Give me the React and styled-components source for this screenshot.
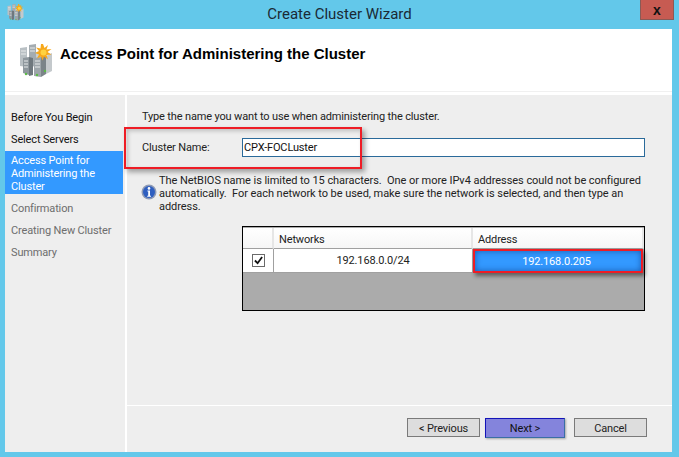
import React from 'react';
import styled, { createGlobalStyle } from 'styled-components';

const Global = createGlobalStyle`
  html, body { margin: 0; padding: 0; }
  body { font-family: Roboto, "Liberation Sans", sans-serif; }
`;

const Frame = styled.div`
  width: 679px;
  height: 457px;
  background: #63c8ea;
  display: flex;
  flex-direction: column;
  overflow: hidden;
`;

const TitleBar = styled.div`
  height: 29px;
  flex: none;
  display: grid;
  grid-template-columns: 1fr auto 1fr;
  padding: 0 5px;
`;

const TitleIcon = styled.div`
  padding: 4px 0 0 2px;
`;

const Title = styled.div`
  font-size: 15px;
  line-height: 28px;
  color: #1a2a35;
`;

const Close = styled.div`
  justify-self: end;
  width: 32px;
  height: 19px;
  background: #c75b52;
  border: 1px solid #8a5a55;
  border-top: none;
  display: flex;
  align-items: center;
  justify-content: center;
  font: bold 14px "Liberation Sans", sans-serif;
  color: #111;
`;

const Client = styled.div`
  flex: 1;
  margin: 0 7px 5px 5px;
  background: #fff;
  display: flex;
  flex-direction: column;
  min-height: 0;
`;

const Header = styled.div`
  height: 63px;
  flex: none;
  border-bottom: 1px solid #f0f0f0;
  display: flex;
  align-items: flex-start;
  padding: 15px 0 0 14px;
  gap: 7px;
  box-sizing: border-box;
`;

const HeaderTitle = styled.h1`
  margin: 1px 0 0;
  font: bold 15px/18px "Liberation Sans", sans-serif;
  color: #000;
`;

const Body = styled.div`
  flex: 1;
  margin-top: 3px;
  display: flex;
  min-height: 0;
  font-size: 11px;
  letter-spacing: -0.15px;
`;

const Sidebar = styled.nav`
  width: 118px;
  flex: none;
  background: #eeeeee;
  padding-top: 12px;
  margin-right: 4px;
  box-shadow: 2px 0 0 #eeeeee;
`;

const Step = styled.div`
  line-height: 22px;
  padding: 0 6px;
  white-space: nowrap;
  color: ${p => (p.$muted ? '#6d6d6d' : '#111')};
`;

const ActiveStep = styled(Step)`
  background: #3399ff;
  color: #fff;
  line-height: 13px;
  padding: 3px 6px 1px;
  margin-bottom: 4px;
  white-space: normal;
`;

const Main = styled.div`
  flex: 1;
  background: #eeeeee;
  display: flex;
  flex-direction: column;
  position: relative;
  color: #222;
`;

const Content = styled.div`
  flex: 1;
  padding: 14px 27px 0 15px;
`;

const Intro = styled.div`
  line-height: 15px;
`;

const NameRow = styled.div`
  display: flex;
  align-items: center;
  margin-top: 14px;
  height: 19px;
`;

const NameLabel = styled.label`
  width: 100px;
  flex: none;
`;

const NameInput = styled.div`
  flex: 1;
  height: 19px;
  box-sizing: border-box;
  background: #fff;
  border: 1px solid #2a6a9a;
  padding-left: 1px;
  line-height: 17px;
  color: #111;
`;

const Note = styled.div`
  display: flex;
  margin-top: 17px;
`;

const NoteIcon = styled.div`
  width: 18px;
  flex: none;
  padding: 10px 0 0 0;
  margin-left: -1px;
`;

const NoteText = styled.p`
  margin: 0;
  line-height: 13px;
  width: 484px;
  letter-spacing: -0.05px;
`;

const Grid = styled.div`
  margin: 13px 0 0 100px;
  height: 85px;
  box-sizing: border-box;
  border: 1px solid #000;
  background: #ababab;
  padding-top: 1px;
  display: grid;
  grid-template-columns: 31px 199px 1fr;
  grid-template-rows: 21px 24px;
`;

const HeadCell = styled.div`
  background: linear-gradient(#ffffff, #f6f6f6);
  border-right: 2px solid #e6e6e6;
  border-bottom: 1px solid #a0a0a0;
  padding-left: 5px;
  line-height: 24px;
  color: #222;
  &:last-child { border-right: none; padding-left: 2px; }
`;

const Cell = styled.div`
  background: #fff;
  border-right: 1px solid #a0a0a0;
  border-bottom: 1px solid #a0a0a0;
  text-align: center;
  line-height: 25px;
  display: flex;
  align-items: center;
  justify-content: center;
  color: #222;
`;

const CheckBox = styled.div`
  width: 11px;
  height: 11px;
  border: 1px solid #6a6a6a;
  background: #fff;
  display: flex;
  align-items: center;
  justify-content: center;
`;

const SelectedCell = styled(Cell)`
  background: #3399ff;
  color: #fff;
  border: 2px solid #ee1c25;
  margin: 0 1px 0 0;
  padding-right: 3px;
  box-shadow: 2px 3px 4px rgba(0, 0, 0, 0.45), inset 0 0 6px rgba(0, 40, 110, 0.55);
  z-index: 1;
`;

const Footer = styled.div`
  height: 47px;
  flex: none;
  border-top: 1px solid #fff;
  display: flex;
  padding: 12px 25px 0 0;
  justify-content: flex-end;
  box-sizing: border-box;
`;

const Button = styled.div`
  width: ${p => p.$w}px;
  height: 19px;
  box-sizing: border-box;
  border: 1px solid #7a7a7a;
  background: #dddddd;
  margin-left: ${p => p.$gap}px;
  text-align: center;
  line-height: 19px;
  color: #222;
`;

const NextButton = styled(Button)`
  background: #8484dc;
  height: 20px;
  border-color: #1414b8 #3a6ea5 #3a6ea5 #1414b8;
  box-shadow: 1px 1px 2px rgba(0, 0, 0, 0.3);
  color: #111;
`;

const Callout = styled.div`
  position: absolute;
  left: -3px;
  top: 32px;
  width: 238px;
  height: 42px;
  box-sizing: border-box;
  border: 2px solid #ee1c25;
  box-shadow: 3px 3px 5px rgba(0, 0, 0, 0.35), inset 2px 2px 4px rgba(0, 0, 0, 0.2);
  pointer-events: none;
`;

function ServerIcon({ size }) {
  return (
    <svg width={size} height={size} viewBox="0 0 34 34">
      <path d="M1 4l7-1v20l-7-1z" fill="#b9c0c4" />
      <path d="M10 1l7-1v22l-7 1z" fill="#a4acb1" />
      <path d="M17 8l10-1v16l-10 2z" fill="#c9ced1" />
      <path d="M4 14l6-1v18l-6-2z" fill="#8f989e" />
      <path d="M10 13l4 1v17l-4 1z" fill="#6f787e" />
      <path d="M15 14l7-1v20l-7-1z" fill="#9ea6ab" />
      <path d="M22 13l5-1v18l-5 3z" fill="#7b8489" />
      <path d="M27 12l6-3v18l-6 3z" fill="#c4c9cc" />
      <path d="M5 17h4M5 20h4M5 23h4M16 17h5M16 20h5M16 23h5M2 7h5M2 10h5M11 4h5M11 7h5" stroke="#e6e9ea" strokeWidth="1" />
      <circle cx="7" cy="30" r="1.2" fill="#5bbb45" />
      <circle cx="18" cy="31" r="1.2" fill="#5bbb45" />
      <circle cx="26" cy="27" r="1.2" fill="#5bbb45" />
      <path d="M24 0l1.5 4 3.5-3-1.5 4.5 5-.5-4 3 4 2.5-5 .5 1.5 4.5-4-3-1.5 4-1.5-4-4 2 2-4-4-1.5 4-2-3-3.5 4.5 1 .5-4.5z" fill="#f7a81b" />
      <circle cx="24.5" cy="8.5" r="3" fill="#ffd23f" />
    </svg>
  );
}

function InfoIcon() {
  return (
    <svg width="16" height="16" viewBox="0 0 16 16">
      <circle cx="8" cy="8" r="7.5" fill="#8f9bb5" />
      <circle cx="8" cy="8" r="6" fill="#2f5fc0" />
      <circle cx="8" cy="4.4" r="1.3" fill="#fff" />
      <path d="M6.4 6.6h2.6v5.2h1v1H6.2v-1h1v-4.2h-.8z" fill="#fff" />
    </svg>
  );
}

function CheckMark() {
  return (
    <svg width="9" height="9" viewBox="0 0 10 10">
      <path d="M1 5l3 3 5-7" fill="none" stroke="#111" strokeWidth="2" />
    </svg>
  );
}

export default function App() {
  return (
    <Frame>
      <Global />
      <TitleBar>
        <TitleIcon><ServerIcon size={17} /></TitleIcon>
        <Title>Create Cluster Wizard</Title>
        <Close>x</Close>
      </TitleBar>
      <Client>
        <Header>
          <ServerIcon size={34} />
          <HeaderTitle>Access Point for Administering the Cluster</HeaderTitle>
        </Header>
        <Body>
          <Sidebar>
            <Step>Before You Begin</Step>
            <Step>Select Servers</Step>
            <ActiveStep>Access Point for Administering the Cluster</ActiveStep>
            <Step $muted>Confirmation</Step>
            <Step $muted>Creating New Cluster</Step>
            <Step $muted>Summary</Step>
          </Sidebar>
          <Main>
            <Content>
              <Intro>Type the name you want to use when administering the cluster.</Intro>
              <NameRow>
                <NameLabel>Cluster Name:</NameLabel>
                <NameInput>CPX-FOCLuster</NameInput>
              </NameRow>
              <Note>
                <NoteIcon><InfoIcon /></NoteIcon>
                <NoteText>
                  The NetBIOS name is limited to 15 characters.&nbsp; One or more IPv4 addresses could not be configured automatically.&nbsp; For each network to be used, make sure the network is selected, and then type an address.
                </NoteText>
              </Note>
              <Grid>
                <HeadCell />
                <HeadCell>Networks</HeadCell>
                <HeadCell>Address</HeadCell>
                <Cell><CheckBox><CheckMark /></CheckBox></Cell>
                <Cell>192.168.0.0/24</Cell>
                <SelectedCell>192.168.0.205</SelectedCell>
              </Grid>
            </Content>
            <Footer>
              <Button $w={73} $gap={0}>&lt; Previous</Button>
              <NextButton $w={80} $gap={5}>Next &gt;</NextButton>
              <Button $w={73} $gap={9}>Cancel</Button>
            </Footer>
            <Callout />
          </Main>
        </Body>
      </Client>
    </Frame>
  );
}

··········

[SHORT TASK]
Whenever "React" turns up in a line, pick that line out.

[EXERCISE ANSWER]
Give me the React and styled-components source for this screenshot.
import React from 'react';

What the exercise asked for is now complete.